US Immigration Policy on a Collision Course with the Economy

Immigration — the issue the president credits with propelling him to election — has now become a barrier to sustained economic growth. Falling numbers of undocumented workers – coupled with the administration’s agenda of decreased legal immigration, new impediments to legal status, and indiscriminate deportation policies – have exacerbated labor shortages and will increasingly slow economic growth. In a welcome development, the United States just pledged $5.8 billion in public and private investments to the Northern Triangle states of Central America to promote “institutional reforms, development, and economic growth” and another $4.8 billion to Mexico, including $2 billion in development aid to southern Mexico, as part of a plan to curb illegal migration. This announcement prompted Mexican President Andres Manuel Lopez Obrador to express his hope that “nobody will want to go work in the United States anymore.” If fewer immigrants are coming and more leaving, who will do the work?

Earlier this year, the Center for Migration Studies (CMS) reported that the U.S. undocumented population had fallen in 2016 to 10.8 million, its lowest level since 2003, driven by a 1 million decrease in undocumented residents from Mexico between 2010 and 2016. Earlier this month, the Pew Research Center reported a similar decline, from an historic high of 12.2 million U.S. undocumented immigrants in 2007, to 10.7 million in 2016. A preliminary CMS analysis of American Community Survey (Census) data for 2017 found that the total undocumented population from Mexico fell an additional 363,000 from 2016 to 2017.

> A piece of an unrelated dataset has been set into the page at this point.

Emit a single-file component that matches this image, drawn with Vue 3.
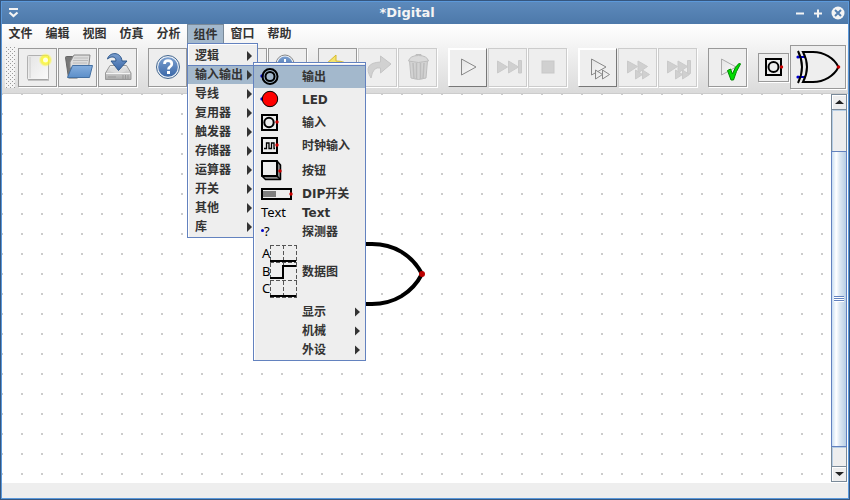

What does this trend, combined with the administration’s immigration policies, portend for the economy? The Federal Reserve projects that the “natural rate of unemployment” — the lowest rate that the economy can sustain without causing inflation — will settle at between 4 and 5 percent over the next five to six years. Full unemployment is both undesirable and unattainable given the natural churning in the labor market, as workers enter, leave, and seek better jobs. In October 2018, the U.S. unemployment rate remained at 3.7 percent. Of those that might join the labor force, the long-term unemployed declined by 120,000, those marginally attached to the workforce increased by 197,000, and the rate of discouraged workers remained mostly unchanged from the previous year.